The results of the approach and analysis are provided below:
Model Selection
The model comparison indicated that XGBoost outperformed the other models, achieving an RMSE of 33.30 and an R² value of 0.7459, explaining approximately 75% of the variance in the docking scores. Random Forest performed almost identically (RMSE 33.38, R² 0.7448), while Lasso regression gave the second-best performance with RMSE 33.78 and R² 0.7386. Since both tree-based models performed better than the linear approach, we inferred that the relationship between siRNA sequences and their binding stability is not linear. There are likely complex interactions between nucleotide positions and nanoparticle properties that the non-linear models can capture better.
Feature Engineering
Through feature engineering, we generated 217 features that integrated sequence characteristics such as AU and GC content, sequence entropy, and dinucleotide frequencies, together with nanoparticle type and positional nucleotide encoding. This hybrid strategy proved effective as it captured both the chemical attributes of the sequences and the positional details that influence binding.
-
One-hot encoded sequences (215 features):
An siRNA sequence can be up to 43 nucleotides long, including the guide and passenger strands. For each of the 43 positions, we used five binary variables (0 or 1) representing whether that position contains A, U, G, C, or is empty (for shorter sequences). Only one of the 5 is marked as 1; the rest are 0. So 43 positions × 5 options = 215 features. This tells the model exactly which nucleotide appears at each specific location in the sequence, which helps in analyzing the position of the base or nucleotide in the given siRNA sequence. -
Sequence composition features (18 features):
GC content: 1 feature measuring the percentage of G and C nucleotides.

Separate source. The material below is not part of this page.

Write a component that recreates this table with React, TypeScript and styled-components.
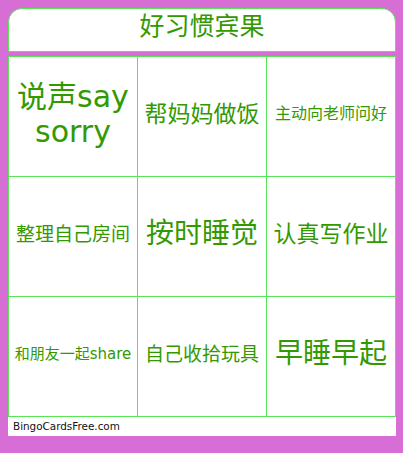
import React from "react";
import styled, { createGlobalStyle } from "styled-components";

const GlobalStyle = createGlobalStyle`
  html, body {
    margin: 0;
    padding: 0;
    background: #d66ed6;
  }
  body {
    font-family: "DejaVu Sans", "Noto Sans CJK SC", sans-serif;
  }
`;

const Page = styled.div`
  width: 403px;
  height: 453px;
  box-sizing: border-box;
  padding: 8px;
  background: #d66ed6;
  display: flex;
  flex-direction: column;
`;

const Header = styled.div`
  width: 388px;
  height: 44px;
  box-sizing: border-box;
  background: #ffffff;
  border: 1px solid #58e658;
  border-radius: 14px 14px 0 0;
  display: flex;
  align-items: center;
  justify-content: center;
  padding-bottom: 7px;
`;

const Title = styled.h1`
  margin: 0;
  font-family: "DejaVu Sans", "Noto Sans CJK SC", sans-serif;
  font-weight: 400;
  font-size: 25px;
  line-height: 1;
  color: #339900;
`;

const Grid = styled.div`
  margin-top: 4px;
  width: 388px;
  box-sizing: border-box;
  display: grid;
  grid-template-columns: repeat(3, 128px);
  grid-template-rows: repeat(3, 119px);
  gap: 1px;
  padding: 1px;
  background: #58e658;
`;

const Cell = styled.div<{ $size: number }>`
  background: #ffffff;
  display: flex;
  align-items: center;
  justify-content: center;
  text-align: center;
  padding: 0 3px 4px;
  box-sizing: border-box;
  color: #339900;
  font-family: "DejaVu Sans", "Noto Sans CJK SC", sans-serif;
  font-size: ${(p) => p.$size}px;
  line-height: 1.15;
`;

const Footer = styled.div`
  width: 388px;
  height: 19px;
  box-sizing: border-box;
  background: #ffffff;
  display: flex;
  align-items: center;
  padding-left: 5px;
  padding-bottom: 1px;
  font-family: "DejaVu Sans", sans-serif;
  font-size: 10.4px;
  color: #111111;
`;

const cells: { text: string; size: number }[] = [
  { text: "说声say sorry", size: 30 },
  { text: "帮妈妈做饭", size: 23 },
  { text: "主动向老师问好", size: 16 },
  { text: "整理自己房间", size: 19 },
  { text: "按时睡觉", size: 28 },
  { text: "认真写作业", size: 23 },
  { text: "和朋友一起share", size: 15 },
  { text: "自己收拾玩具", size: 19 },
  { text: "早睡早起", size: 28 },
];

export default function App() {
  return (
    <>
      <GlobalStyle />
      <Page>
        <Header>
          <Title>好习惯宾果</Title>
        </Header>
        <Grid>
          {cells.map((c, i) => (
            <Cell key={i} $size={c.size}>
              {c.text}
            </Cell>
          ))}
        </Grid>
        <Footer>BingoCardsFree.com</Footer>
      </Page>
    </>
  );
}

AU content: 1 feature measuring the percentage of A and U nucleotides. Dinucleotide counts: 16 features counting how often each pair of adjacent nucleotides appears (AA, AU, AG, AC, UA, UU, UG, UC, GA, GU, GG, GC, CA, CU, CG, CC) Sequence entropy: A variable or feature that defines the variation, frequency, and positions of the codons or bases in an input siRNA sequence. -
Nanoparticle type (2 features):
The model assigned two binary variables (0 and 1) to chitosan-siRNA complexes and lipid-siRNA complexes to distinguish the data between the two nanoparticles when binding with the siRNA sequences. Total: 215 + 1 + 1 + 16 + 1 + 2 = 236 features (the number 217 suggests some features were removed during preprocessing, possibly redundant padding positions). These features provide the model with precise position-specific details and broader sequence characteristics that influence binding stability.
The most striking observation was that the nanoparticle type had the most significant influence; specifically, using chitosan increased the docking score by about 68.4 points compared to lipid.

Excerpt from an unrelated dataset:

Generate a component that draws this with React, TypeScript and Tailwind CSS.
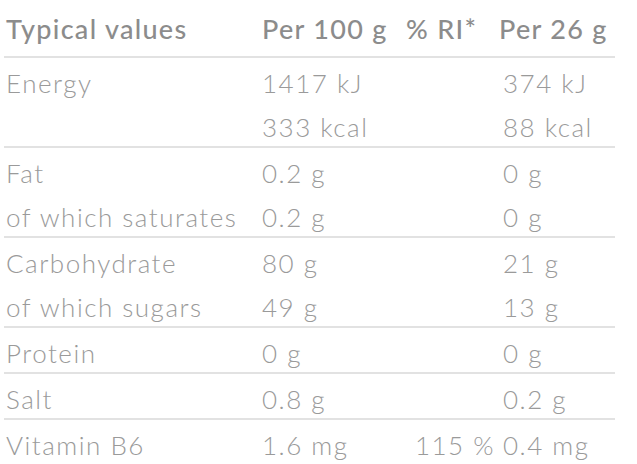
import React from "react";

type Line = { label?: string; per100: string; ri?: string; per26: string };
const groups: Line[][] = [
  [
    { label: "Energy", per100: "1417 kJ", per26: "374 kJ" },
    { per100: "333 kcal", per26: "88 kcal" },
  ],
  [
    { label: "Fat", per100: "0.2 g", per26: "0 g" },
    { label: "of which saturates", per100: "0.2 g", per26: "0 g" },
  ],
  [
    { label: "Carbohydrate", per100: "80 g", per26: "21 g" },
    { label: "of which sugars", per100: "49 g", per26: "13 g" },
  ],
  [{ label: "Protein", per100: "0 g", per26: "0 g" }],
  [{ label: "Salt", per100: "0.8 g", per26: "0.2 g" }],
  [{ label: "Vitamin B6", per100: "1.6 mg", ri: "115 %", per26: "0.4 mg" }],
];

export default function App() {
  return (
    <div
      className="w-[637px] h-[464px] bg-white overflow-hidden"
      style={{ fontFamily: "Lato, 'Noto Sans', sans-serif" }}
    >
      <div className="ml-[4px] w-[611px]">
        <div className="grid grid-cols-[254px_146px_93px_1fr] h-[58px] items-end pb-[14px] border-b-2 border-[#e2e2e2] text-[27px] font-medium text-[#8c8c8c] leading-none tracking-[1.3px]">
          <div className="pl-[2px]">Typical values</div>
          <div className="pl-[4px]">Per 100 g</div>
          <div className="pl-[2px]">% RI*</div>
          <div className="pl-[2px]">Per 26 g</div>
        </div>
        {groups.map((g, gi) => (
          <div
            key={gi}
            className={gi < groups.length - 1 ? "border-b-2 border-[#e2e2e2]" : ""}
          >
            {g.map((l, li) => (
              <div
                key={li}
                className="grid grid-cols-[254px_146px_95px_1fr] h-[44px] items-end pb-[6px] text-[26px] font-light text-[#9a9a9a] leading-none tracking-[1.5px]"
              >
                <div className="pl-[2px]">{l.label ?? ""}</div>
                <div className="pl-[4px]">{l.per100}</div>
                <div className="text-right pr-[4px]">{l.ri ?? ""}</div>
                <div className="pl-[4px]">{l.per26}</div>
              </div>
            ))}
          </div>
        ))}
      </div>
    </div>
  );
}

This makes sense given that chitosan and lipid nanoparticles have fundamentally different surface chemistries and charge properties. AU content came in second with a coefficient of 37.1, followed by GC content at 31.0, and CG dinucleotide frequency at 1.5.

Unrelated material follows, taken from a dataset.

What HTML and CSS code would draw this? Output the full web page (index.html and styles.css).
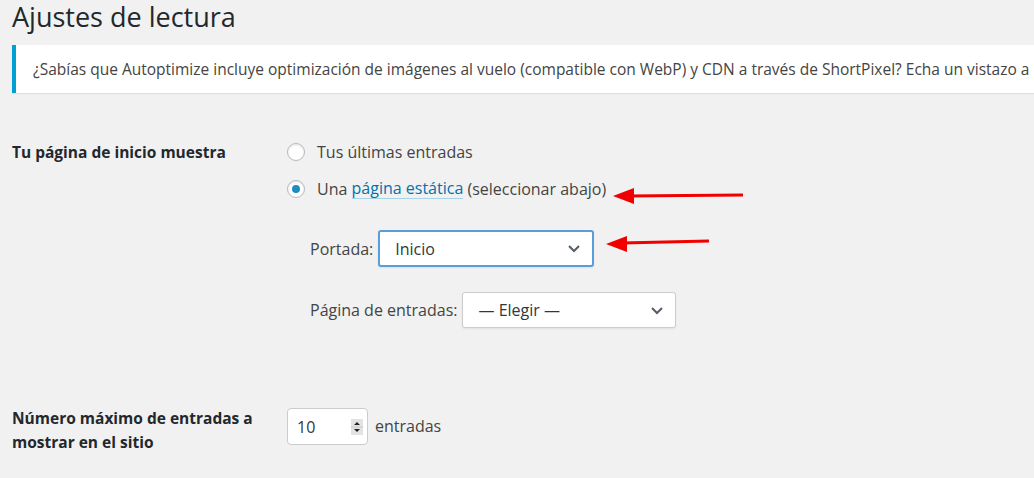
FILE: index.html
```html
<!DOCTYPE html>
<html lang="es">
  <head>
    <meta charset="utf-8" />
    <title>Ajustes de lectura</title>
    <link rel="stylesheet" href="styles.css">
  </head>
  <body>
    <div class="wrap">
      <h1>Ajustes de lectura</h1>
      <div class="notice">
        <p>¿Sabías que Autoptimize incluye optimización de imágenes al vuelo (compatible con WebP) y CDN a través de ShortPixel? Echa un vistazo a</p>
      </div>

      <div class="form-row front">
        <div class="th">Tu página de inicio muestra</div>
        <div class="td">
          <label class="radio-line"><span class="radio"></span>Tus últimas entradas</label>
          <label class="radio-line"><span class="radio checked"></span>Una&nbsp;<a href="#">página estática</a>&nbsp;(seleccionar abajo)</label>
          <div class="pages">
            <div class="page-line">
              <span>Portada:</span>
              <div class="select focus wide1">
                <span>Inicio</span>
                <svg width="14" height="9" viewBox="0 0 14 9"><path d="M2 2l5 5 5-5" fill="none" stroke="#555d66" stroke-width="2"/></svg>
              </div>
            </div>
            <div class="page-line">
              <span>Página de entradas:</span>
              <div class="select wide2">
                <span>— Elegir —</span>
                <svg width="14" height="9" viewBox="0 0 14 9"><path d="M2 2l5 5 5-5" fill="none" stroke="#555d66" stroke-width="2"/></svg>
              </div>
            </div>
          </div>
        </div>
      </div>

      <div class="form-row posts">
        <div class="th">Número máximo de entradas a mostrar en el sitio</div>
        <div class="td inline">
          <div class="number">
            <span>10</span>
            <svg class="spin" width="12" height="16" viewBox="0 0 12 16">
              <rect width="12" height="16" fill="#e3e3e3"/>
              <line x1="0" y1="8" x2="12" y2="8" stroke="#c8c8c8"/>
              <path d="M3 6l3-3 3 3z M3 10l3 3 3-3z" fill="#222"/>
            </svg>
          </div>
          <span>entradas</span>
        </div>
      </div>
    </div>

    <!-- annotation arrows -->
    <svg class="arrows" width="1034" height="478" viewBox="0 0 1034 478">
      <line x1="743" y1="195" x2="628" y2="196" stroke="#f00000" stroke-width="3"/>
      <path d="M613 196 L634 188 L634 204 Z" fill="#f00000"/>
      <line x1="709" y1="241" x2="622" y2="243" stroke="#f00000" stroke-width="3"/>
      <path d="M606 244 L627 236 L627 252 Z" fill="#f00000"/>
    </svg>
  </body>
</html>
```

FILE: styles.css
```css
body{
  margin: 0;
  background: #f1f1f1;
  color: #23282d;
  font-family: "Open Sans", "Noto Sans", sans-serif;
  font-size: 16px;
  overflow: hidden;
}

.wrap{
  padding-left: 12px;
  position: relative;
}

h1{
  margin: 0;
  font-size: 27px;
  font-weight: 400;
  line-height: 34px;
  color: #23282d;
}

.notice{
  margin-top: 11px;
  height: 48px;
  background: #fff;
  border-left: 4px solid #00a0d2;
  box-shadow: 0 1px 1px rgba(0,0,0,.08);
  display: flex;
  align-items: center;
  white-space: nowrap;
  overflow: hidden;
}

.notice p{
  margin: 0 0 0 17px;
  font-size: 15.5px;
  color: #444;
}

.form-row{
  display: flex;
}

.th{
  width: 275px;
  font-weight: 700;
  font-size: 15.5px;
  line-height: 24px;
}

.td{
  flex: 1;
}

.front{
  margin-top: 47px;
}

.radio-line{
  display: flex;
  align-items: center;
  height: 24px;
  margin-bottom: 13px;
  color: #444;
}

.radio-line a{
  color: #0073aa;
  text-decoration: none;
  border-bottom: 1px solid #a7d3e8;
  line-height: 19px;
}

.radio{
  width: 16px;
  height: 16px;
  border: 1px solid #b4b9be;
  border-radius: 50%;
  background: #fff;
  box-shadow: inset 0 1px 2px rgba(0,0,0,.1);
  margin-right: 12px;
  display: flex;
  align-items: center;
  justify-content: center;
}

.radio.checked::after{
  content: "";
  width: 8px;
  height: 8px;
  border-radius: 50%;
  background: #1e8cbe;
}

.pages{
  padding-left: 23px;
  padding-top: 16px;
}

.page-line{
  display: flex;
  align-items: center;
  gap: 5px;
  margin-bottom: 25px;
  color: #444;
}

.select{
  height: 36px;
  border: 1px solid #ccc;
  border-radius: 3px;
  background: #fff;
  display: flex;
  align-items: center;
  justify-content: space-between;
  padding: 0 11px 0 15px;
  box-sizing: border-box;
  color: #32373c;
  box-shadow: 0 1px 2px rgba(0,0,0,.07);
}

.select.focus{
  border: 2px solid #5b9dd9;
  height: 37px;
}

.wide1{
  width: 216px;
}

.wide2{
  width: 214px;
}

.posts{
  margin-top: 53px;
}

.inline{
  display: flex;
  align-items: flex-start;
  gap: 7px;
  padding-top: 2px;
  color: #444;
}

.inline > span{
  line-height: 37px;
}

.number{
  width: 81px;
  height: 37px;
  box-sizing: border-box;
  border: 1px solid #ccc;
  border-radius: 4px;
  background: #fff;
  display: flex;
  align-items: center;
  justify-content: space-between;
  padding: 0 4px 0 9px;
  color: #32373c;
}

.arrows{
  position: absolute;
  left: 0;
  top: 0;
  pointer-events: none;
}
```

These findings align well with scientific literature. AU-rich regions in RNA are more flexible and can adopt different conformations, which affect how they interact with the nanoparticle surface. GC content influences the overall stability and rigidity of the RNA structure since GC base pairs are stronger than AU pairs. The CG dinucleotide frequency is interesting because CG steps in nucleic acids have unique structural properties that could influence binding interfaces. The substantial impact of the nanoparticle type highlights that different delivery vehicles cannot be used interchangeably; the carrier’s chemistry is just as critical as the sequence itself.